Se Berlusconi «darà retta ancora alle colombe, comincerà presto il tiro al piccione». A dirlo, oggi, è Vittorio Feltri su Il Giornale, annunciando che «il presidente della Camera [è] pronto alla grande ammucchiata con Di Pietro e Bersani pur di mandare a casa il premier». Parole nette: «Il Cavallo di Troia è Fini». Stavolta, dice ricordando come «in passato il giochino ha funzionato a meraviglia: Bossi si trasferì dal Polo al centrosinistra, e Dini governò fino alle elezioni del 1996; poi Mastella rilevò Bertinotti che aveva abbandonato Prodi, e D'Alema salì al "trono"».
Feltri ama il ruolo di Cassandra della Troia berlusconiana: «È dallo scorso settembre che andiamo ripetendo le stesse cose su Gianfranco Fini. Inutilmente. Il Pdl ha sempre cercato di farci passare per matti dicendo che col presidente della Camera si poteva e si doveva stringere un accordo». Ma, al di là di questa sorta di mitomania («Puntare alla pacificazione è stata una perdita di tempo. La lite si è inasprita, la coalizione si è sfilacciata, il governo ha faticato ad approvare qualsiasi provvedimento.
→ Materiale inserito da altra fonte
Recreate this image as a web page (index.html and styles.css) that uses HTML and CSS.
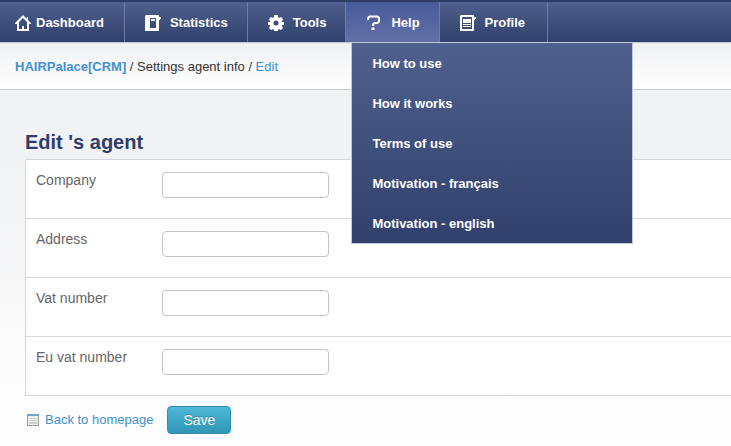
FILE: index.html
```html
<!DOCTYPE html>
<html lang="en">
<head>
    <meta charset="UTF-8">
    <meta name="viewport" content="width=device-width, initial-scale=1.0">
    <title>HAIRPalace[CRM]</title>
    <link rel="stylesheet" href="styles.css">
</head>
<body>
    <!-- Main menu -->
    <nav class="navbar">
        <ul class="menu">
            <li class="menu-item home">
                <a href="#">
                    <svg class="icon" viewBox="0 0 16 16"><path d="M8 0L0 8v1h2v7h12V9h2V8L13 5V2h-1v2zM8 3l4 4v7H9v-3H7v3H4V7z" fill="currentColor" fill-rule="evenodd"/></svg>
                    Dashboard
                </a>
            </li>
            <li class="menu-item">
                <a href="#">
                    <svg class="icon" viewBox="0 0 16 16"><path d="M1 0h13v2h2v2h-1v1h-1v11H0V1zM5 3v10h6V3zM6 4h4v2H6z" fill="currentColor" fill-rule="evenodd"/></svg>
                    Statistics
                </a>
            </li>
            <li class="menu-item">
                <a href="#">
                    <svg class="icon" viewBox="0 0 16 16"><path d="M6 0h4v2l1 1 2-1 2 2-1 2v1h2v3h-2v1l1 2-2 2-2-1-1 1v1H6v-1l-1-1-2 1-2-2 1-2v-1H0V7h2V6L1 4l2-2 2 1 1-1zM8 5.500a2.500 2.500 0 1 0 0 5 2.500 2.500 0 0 0 0-5z" fill="currentColor" fill-rule="evenodd"/></svg>
                    Tools
                </a>
            </li>
            <li class="menu-item active">
                <a href="#">
                    <svg class="icon" viewBox="0 0 16 16"><path d="M2 5V3l1.500-1.500h8L13 3v3.500L11.500 8H8.500L7 9.500V11" fill="none" stroke="currentColor" stroke-width="2"/><path d="M5.500 12.500h3v2.500h-3z" fill="currentColor"/></svg>
                    Help
                </a>
                <ul class="dropdown">
                    <li><a href="#">How to use</a></li>
                    <li><a href="#">How it works</a></li>
                    <li><a href="#">Terms of use</a></li>
                    <li><a href="#">Motivation - français</a></li>
                    <li><a href="#">Motivation - english</a></li>
                </ul>
            </li>
            <li class="menu-item">
                <a href="#">
                    <svg class="icon" viewBox="0 0 16 16"><path d="M1 0h13v2h2v2h-1v1h-1v11H0V1zM2 2v12h10V2z" fill="currentColor" fill-rule="evenodd"/><path d="M3 4h8v4H3zM3 9h8v1H3zM3 11h8v1H3z" fill="currentColor"/></svg>
                    Profile
                </a>
            </li>
        </ul>
    </nav>

    <!-- Breadcrumb -->
    <div class="breadcrumb">
        <a href="#" class="brand">HAIRPalace[CRM]</a> / Settings agent info / <a href="#">Edit</a>
    </div>

    <main class="content">
        <h1>Edit 's agent</h1>
        <form>
            <div class="fields">
                <div class="field">
                    <label for="company">Company</label>
                    <input type="text" id="company">
                </div>
                <div class="field">
                    <label for="address">Address</label>
                    <input type="text" id="address">
                </div>
                <div class="field">
                    <label for="vat">Vat number</label>
                    <input type="text" id="vat">
                </div>
                <div class="field">
                    <label for="eu-vat">Eu vat number</label>
                    <input type="text" id="eu-vat">
                </div>
            </div>
            <div class="actions">
                <a href="#" class="back">
                    <svg class="list-icon" viewBox="0 0 12 12"><path d="M0 0h12v12H0z" fill="#9a9a9a"/><path d="M0 0h12v2H0z" fill="#6fa5c4"/><path d="M1 2h10v9H1z" fill="#f0f0f0"/><path d="M2 4h8v1H2zM2 6h8v1H2zM2 8h8v2H2z" fill="#ccc"/></svg>
                    Back to homepage
                </a>
                <button type="submit" class="save">Save</button>
            </div>
        </form>
    </main>
</body>
</html>
```
FILE: styles.css
```css
* {
    box-sizing: border-box;
}

html {
    min-height: 100%;
    background: linear-gradient(#f1f2f4 90px, #f2f3f5 160px, #fdfdfd 400px);
}

body {
    margin: 0;
    font-family: "Liberation Sans", Arial, sans-serif;
    font-size: 14px;
    line-height: 20px;
    color: #666;
}

a {
    color: #4390d0;
    text-decoration: none;
}

ul {
    margin: 0;
    padding: 0;
    list-style: none;
}

/* menu */
.navbar {
    border-top: 2px solid #2d3b67;
    border-bottom: 1px solid #c0c8db;
    background: linear-gradient(#4f608e, #31406c);
}

.menu {
    display: flex;
}

.menu-item {
    position: relative;
    border-right: 1px solid #6f7ca4;
}

.menu-item > a {
    display: flex;
    align-items: center;
    gap: 9px;
    height: 40px;
    padding: 1px 19px 0 20px;
}

.menu-item.home > a {
    gap: 5px;
    padding-left: 15px;
    padding-right: 20px;
}

.menu-item:last-child > a {
    padding-right: 22px;
}

.menu a {
    color: #fff;
    font-size: 13px;
    font-weight: bold;
}

.active > a {
    background: linear-gradient(#475b99, #6270a6);
}

.icon {
    width: 16px;
    height: 16px;
}

.dropdown {
    position: absolute;
    top: 100%;
    left: 5px;
    z-index: 10;
    width: 282px;
    border: 1px solid #c0c8db;
    background: linear-gradient(#4f608e, #31406c);
}

.dropdown a {
    display: block;
    padding: 11px 20px 9px;
}

/* breadcrumb */
.breadcrumb {
    padding: 14px 15px 12px;
    border-bottom: 1px solid #c9c9cb;
    background: linear-gradient(#f0f1f3, #fff);
    color: #333;
    font-size: 13px;
}

.brand {
    font-weight: bold;
}

/* form */
.content {
    padding: 39px 0 12px 25px;
}

h1 {
    margin: 0 0 4px;
    color: #2f3d6a;
    font-size: 20px;
    line-height: 26px;
}

.fields {
    border: 1px solid #d5d7d9;
    border-width: 1px 0 0 1px;
    background: #fff;
}

.field {
    display: grid;
    grid-template-columns: 116px 167px;
    align-items: start;
    gap: 10px;
    padding: 12px 10px 20px;
    border-bottom: 1px solid #d5d7d9;
}

.field label {
    line-height: 16px;
}

.field input {
    height: 26px;
    padding: 2px 6px;
    border: 1px solid #c4c4c4;
    border-radius: 4px;
    background: #fff;
    font: inherit;
}

.actions {
    display: flex;
    align-items: center;
    gap: 14px;
    padding: 10px 2px;
}

.back {
    display: flex;
    align-items: center;
    gap: 6px;
    font-size: 13px;
}

.list-icon {
    width: 12px;
    height: 12px;
}

.save {
    height: 28px;
    padding: 0 15px;
    border: 1px solid #2f8cab;
    border-radius: 4px;
    background: linear-gradient(#50b9d8, #2f96b4);
    color: #fff;
    font: inherit;
    text-shadow: 0 -1px 0 rgba(0, 0, 0, 0.25);
}
```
Ed ora il rischio di una rottura traumatica è sotto gli occhi di chiunque li tenga aperti»), nel suo editoriale il direttore de Il Giornale ci spiega il disegno di Fini: «far fuori il premier e distruggere la maggioranza».
Dice Feltri: «Da oltre un anno egli [Fini] persegue il suo scopo con tenancia, e nell'opera di demolizione si è avvalso della collaborazione di Di Pietro, del Pd, talvolta di Casini e perfino di Napolitano, con il quale ha intessuto rapporti eccellenti pensando che un giorno - quello del giudizio - il Colle sarebbe venuto buono per evitare elezioni anticipate». Già, perché in questo sta la sottigliezza della «vendetta» di Fini, che cova «da quando si è accorto di aver perso il controllo dei suoi uomini, confluiti nel Popolo della libertà». Uno choc per lui, «trovarsi all'improvviso senza An, di cui era il dominus, confinato a Montecitorio in un ruolo di prestigio ma privo di potere politico». Al punto da reagire «organizzando l'eliminazione di Berlusconi».
Sottigliezza? Sì, «infatti, se cadesse l'esecutivo, la decisione sul da farsi toccherebbe al presidente della Repubblica: se questi, anziché sciogliere correttamente le Camere, incaricasse una qualunque personalità di formare un nuovo governo sostenuto dalle "larghe intese", cioè da una grande ammucchiata, ecco che Fini canterebbe vittoria». Già, «perché avrebbe realizzato il suo sogno. Che non è sostituire il Cavaliere a Palazzo Chigi, né soffiargli il posto al vertice del Pdl, ma spedirlo in pensione». Un odio personale da soddisfare, insomma. Ma poi? «Poi succeda quel che succeda. L'importante è che crepi Sansone con tutti i filistei».